A little romance, a few laughs. It's all good.



Canada is in the middle of a crisis. Just days after recreational marijuana use became legal, supplies of cannabis are running out faster than had been expected. A greater number of users as well as a dearth of retail outlets (due to a long sales license process) are contributors to this problem. I have a suggestion for Ottawa: NAFTA

The historical North American Free Trade Agreement, signed by Canada, Mexico, and the U.S., has been in effect for nearly twenty-five years. It was used to limit tariffs placed on the goods of the three nations. Canada should ask its southern neighbors to begin exporting cannabis to their country. I’m sure the U.S. states that have legalized marijuana (nine to date) could supply product for the nation. Mexico could as well. And who knows? Wages for farm workers in both countries might increase. And our maple syrup-sucking partner will receive monetary benefits as well in the form of sales tax. But why stop there? Here are a couple of other ideas I’ve had to bring in the dollars (Canadian or otherwise) from the toke-loving citizens of the North.

Marijuana Tours

Kind of like cuisine or wine tours only the tourists here will sample the cannabis specialties of an area. On the tour, they can see how a weed brand compares either when smoking or ingesting it. They can even compare the “terroir” between the different areas that the marijuana is grown. For example, does New Brunswick cannabis have a more peaty taste than one grown in Alberta? If France legalizes pot, “herbes de Provence” will take on a whole new meaning.

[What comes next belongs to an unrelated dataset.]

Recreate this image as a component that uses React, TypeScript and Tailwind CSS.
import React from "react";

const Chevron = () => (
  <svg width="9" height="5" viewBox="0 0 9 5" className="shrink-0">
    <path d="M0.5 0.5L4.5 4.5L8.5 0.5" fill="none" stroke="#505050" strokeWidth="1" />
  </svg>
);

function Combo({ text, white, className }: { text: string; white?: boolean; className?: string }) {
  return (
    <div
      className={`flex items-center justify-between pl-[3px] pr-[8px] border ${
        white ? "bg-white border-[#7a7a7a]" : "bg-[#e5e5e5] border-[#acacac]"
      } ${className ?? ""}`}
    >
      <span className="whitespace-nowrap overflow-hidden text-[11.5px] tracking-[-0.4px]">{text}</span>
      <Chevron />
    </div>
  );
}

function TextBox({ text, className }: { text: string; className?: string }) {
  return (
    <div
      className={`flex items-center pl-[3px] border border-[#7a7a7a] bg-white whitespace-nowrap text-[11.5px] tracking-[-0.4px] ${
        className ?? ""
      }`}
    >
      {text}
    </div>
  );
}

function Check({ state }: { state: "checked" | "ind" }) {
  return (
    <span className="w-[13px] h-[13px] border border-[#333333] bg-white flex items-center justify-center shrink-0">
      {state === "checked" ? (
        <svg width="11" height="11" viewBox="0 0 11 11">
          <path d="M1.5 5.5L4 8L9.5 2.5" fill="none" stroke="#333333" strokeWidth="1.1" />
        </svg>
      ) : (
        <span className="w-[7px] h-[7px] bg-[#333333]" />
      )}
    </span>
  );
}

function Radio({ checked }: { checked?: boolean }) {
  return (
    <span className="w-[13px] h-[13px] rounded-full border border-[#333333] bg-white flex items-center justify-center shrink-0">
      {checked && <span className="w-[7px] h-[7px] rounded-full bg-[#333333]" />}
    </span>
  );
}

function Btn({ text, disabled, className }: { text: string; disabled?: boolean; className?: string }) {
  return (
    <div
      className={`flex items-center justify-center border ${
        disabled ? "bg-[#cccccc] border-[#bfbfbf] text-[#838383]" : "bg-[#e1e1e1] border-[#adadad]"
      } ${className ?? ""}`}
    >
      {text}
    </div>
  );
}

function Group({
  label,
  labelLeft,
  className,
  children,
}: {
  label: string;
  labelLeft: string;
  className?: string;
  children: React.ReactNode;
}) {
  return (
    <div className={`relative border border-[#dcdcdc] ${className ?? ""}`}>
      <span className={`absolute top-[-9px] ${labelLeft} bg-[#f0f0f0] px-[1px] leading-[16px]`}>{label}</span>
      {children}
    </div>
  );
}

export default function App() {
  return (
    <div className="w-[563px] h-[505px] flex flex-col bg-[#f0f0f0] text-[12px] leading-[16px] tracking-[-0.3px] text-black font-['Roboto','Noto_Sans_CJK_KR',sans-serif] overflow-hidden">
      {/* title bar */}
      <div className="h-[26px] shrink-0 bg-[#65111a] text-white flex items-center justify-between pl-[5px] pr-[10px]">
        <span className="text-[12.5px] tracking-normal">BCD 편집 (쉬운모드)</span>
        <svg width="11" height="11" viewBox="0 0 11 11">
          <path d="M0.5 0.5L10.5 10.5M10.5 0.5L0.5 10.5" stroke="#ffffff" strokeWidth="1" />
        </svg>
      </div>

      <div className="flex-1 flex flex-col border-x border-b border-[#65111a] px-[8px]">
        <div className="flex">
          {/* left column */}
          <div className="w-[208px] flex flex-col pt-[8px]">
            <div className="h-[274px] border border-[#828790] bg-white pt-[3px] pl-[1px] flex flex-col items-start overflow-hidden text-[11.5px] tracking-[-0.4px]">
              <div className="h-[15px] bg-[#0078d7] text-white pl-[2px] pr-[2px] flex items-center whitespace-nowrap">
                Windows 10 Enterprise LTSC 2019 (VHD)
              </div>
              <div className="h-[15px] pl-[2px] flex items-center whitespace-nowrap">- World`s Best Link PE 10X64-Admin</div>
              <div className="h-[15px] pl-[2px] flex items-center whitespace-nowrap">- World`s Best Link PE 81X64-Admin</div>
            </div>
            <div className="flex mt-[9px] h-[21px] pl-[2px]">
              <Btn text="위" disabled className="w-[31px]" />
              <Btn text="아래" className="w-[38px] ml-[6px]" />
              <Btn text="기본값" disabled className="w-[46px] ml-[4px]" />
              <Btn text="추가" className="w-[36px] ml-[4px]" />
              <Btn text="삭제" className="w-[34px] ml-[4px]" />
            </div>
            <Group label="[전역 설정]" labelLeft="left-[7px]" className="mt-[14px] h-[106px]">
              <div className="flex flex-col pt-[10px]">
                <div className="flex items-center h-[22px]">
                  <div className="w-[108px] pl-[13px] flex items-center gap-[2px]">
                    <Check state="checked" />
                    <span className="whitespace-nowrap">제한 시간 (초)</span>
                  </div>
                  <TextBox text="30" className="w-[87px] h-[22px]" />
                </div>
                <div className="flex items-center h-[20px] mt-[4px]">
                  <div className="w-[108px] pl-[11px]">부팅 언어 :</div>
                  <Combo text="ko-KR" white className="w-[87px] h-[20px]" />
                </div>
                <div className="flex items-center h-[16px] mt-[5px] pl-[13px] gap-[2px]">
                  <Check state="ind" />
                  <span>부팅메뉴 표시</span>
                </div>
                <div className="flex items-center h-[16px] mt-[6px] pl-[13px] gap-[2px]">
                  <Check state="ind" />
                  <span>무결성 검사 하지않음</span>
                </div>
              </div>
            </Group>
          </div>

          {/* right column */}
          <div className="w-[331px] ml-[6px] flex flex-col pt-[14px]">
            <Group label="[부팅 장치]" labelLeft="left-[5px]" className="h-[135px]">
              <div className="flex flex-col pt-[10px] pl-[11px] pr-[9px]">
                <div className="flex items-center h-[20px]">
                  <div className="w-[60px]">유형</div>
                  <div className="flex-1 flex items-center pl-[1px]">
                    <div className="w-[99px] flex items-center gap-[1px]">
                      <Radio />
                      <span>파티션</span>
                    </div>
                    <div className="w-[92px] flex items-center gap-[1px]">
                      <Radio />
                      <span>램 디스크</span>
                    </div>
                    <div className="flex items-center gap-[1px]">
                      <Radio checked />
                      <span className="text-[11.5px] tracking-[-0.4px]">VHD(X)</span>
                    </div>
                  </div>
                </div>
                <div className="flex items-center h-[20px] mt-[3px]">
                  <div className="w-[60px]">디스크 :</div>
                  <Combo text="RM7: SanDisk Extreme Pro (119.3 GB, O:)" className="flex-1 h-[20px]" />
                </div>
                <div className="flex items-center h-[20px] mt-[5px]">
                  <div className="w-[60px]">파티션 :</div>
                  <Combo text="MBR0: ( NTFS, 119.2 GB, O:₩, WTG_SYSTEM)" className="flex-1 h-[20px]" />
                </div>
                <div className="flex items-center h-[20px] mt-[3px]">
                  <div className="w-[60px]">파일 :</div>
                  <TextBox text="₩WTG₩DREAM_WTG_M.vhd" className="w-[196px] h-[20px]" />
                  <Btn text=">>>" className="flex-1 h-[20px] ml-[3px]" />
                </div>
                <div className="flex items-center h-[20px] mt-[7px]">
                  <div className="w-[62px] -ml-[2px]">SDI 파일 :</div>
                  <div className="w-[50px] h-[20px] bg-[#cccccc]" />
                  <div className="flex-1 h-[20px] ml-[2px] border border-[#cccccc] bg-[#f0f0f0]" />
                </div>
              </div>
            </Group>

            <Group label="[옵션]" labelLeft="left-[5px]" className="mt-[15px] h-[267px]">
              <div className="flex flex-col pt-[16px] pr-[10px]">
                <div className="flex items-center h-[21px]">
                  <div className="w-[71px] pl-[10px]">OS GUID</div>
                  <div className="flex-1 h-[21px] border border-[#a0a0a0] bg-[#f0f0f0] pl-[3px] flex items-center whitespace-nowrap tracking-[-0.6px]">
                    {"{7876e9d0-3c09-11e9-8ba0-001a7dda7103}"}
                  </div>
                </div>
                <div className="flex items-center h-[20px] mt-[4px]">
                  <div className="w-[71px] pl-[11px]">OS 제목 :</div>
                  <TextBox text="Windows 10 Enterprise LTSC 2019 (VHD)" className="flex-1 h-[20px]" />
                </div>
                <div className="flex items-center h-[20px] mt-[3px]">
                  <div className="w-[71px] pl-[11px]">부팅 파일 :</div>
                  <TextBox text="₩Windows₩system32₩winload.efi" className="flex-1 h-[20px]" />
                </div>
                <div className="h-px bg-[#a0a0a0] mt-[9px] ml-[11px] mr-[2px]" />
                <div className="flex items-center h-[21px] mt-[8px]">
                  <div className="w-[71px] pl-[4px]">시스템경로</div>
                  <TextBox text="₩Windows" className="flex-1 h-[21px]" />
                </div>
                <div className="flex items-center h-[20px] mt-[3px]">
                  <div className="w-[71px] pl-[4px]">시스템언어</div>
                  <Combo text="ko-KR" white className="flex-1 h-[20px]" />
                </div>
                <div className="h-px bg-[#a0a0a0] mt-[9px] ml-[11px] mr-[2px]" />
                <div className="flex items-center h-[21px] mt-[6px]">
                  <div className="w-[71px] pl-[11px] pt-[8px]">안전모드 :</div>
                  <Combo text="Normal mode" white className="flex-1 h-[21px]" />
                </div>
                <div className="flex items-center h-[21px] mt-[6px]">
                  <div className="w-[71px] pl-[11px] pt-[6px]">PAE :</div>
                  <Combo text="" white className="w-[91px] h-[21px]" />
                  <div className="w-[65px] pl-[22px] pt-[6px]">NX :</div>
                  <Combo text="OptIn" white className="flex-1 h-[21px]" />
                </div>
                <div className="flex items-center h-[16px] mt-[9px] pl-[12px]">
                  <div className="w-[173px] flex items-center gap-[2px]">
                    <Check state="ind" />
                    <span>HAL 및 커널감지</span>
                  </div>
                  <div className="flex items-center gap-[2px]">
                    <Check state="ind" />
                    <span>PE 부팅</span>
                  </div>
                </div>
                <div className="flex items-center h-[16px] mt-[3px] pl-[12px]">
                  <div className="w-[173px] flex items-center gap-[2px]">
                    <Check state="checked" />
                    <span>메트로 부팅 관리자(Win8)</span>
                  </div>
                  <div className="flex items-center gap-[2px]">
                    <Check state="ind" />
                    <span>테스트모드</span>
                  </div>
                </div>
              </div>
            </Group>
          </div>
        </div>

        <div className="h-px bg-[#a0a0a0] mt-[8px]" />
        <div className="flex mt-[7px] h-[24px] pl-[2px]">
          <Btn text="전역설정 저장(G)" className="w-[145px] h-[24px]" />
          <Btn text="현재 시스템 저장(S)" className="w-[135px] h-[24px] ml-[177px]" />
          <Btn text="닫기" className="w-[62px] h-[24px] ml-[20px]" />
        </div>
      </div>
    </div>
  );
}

Celebrity Weed Endorsements

In England, a product may be given what’s known as a Royal Warrant of Appointment. Basically, it’s an endorsement from the Queen. Look at a box of Twinings Tea, and you will read the words “By appointment to her Majesty, Queen Elizabeth II.” Why not do this using celebrity appointments? For musicians, Snoop Dogg, Willie Nelson, Jay-Z, Rihanna, and Paul McCartney spring to mind. With actors, there’s Woody Harrelson, Seth Rogen, Cheech Marin, and Frances McDormand. With sports figures, you would obviously have to go the retired route. No current professional athlete will risk losing endorsement money, so how about Bill Lee, Warren Sapp, or Michael Phelps? Want to feel as rich and successful as a business legend? Buy the marijuana Richard Branson favors and get high when you are a mile high (yes, that’s bad Virgin Airlines joke).

The other day, I heard an eighth grade boy talking about the “4/20 holiday” like it was the coolest thing around. So if cannabis is going to continue to become legal in the United States and around the world, then we should use the situation to find ways to make the drug more average, less prestigious. It might help us not only make a profit in the form of badly needed taxes, but also cause the drug to lose its luster.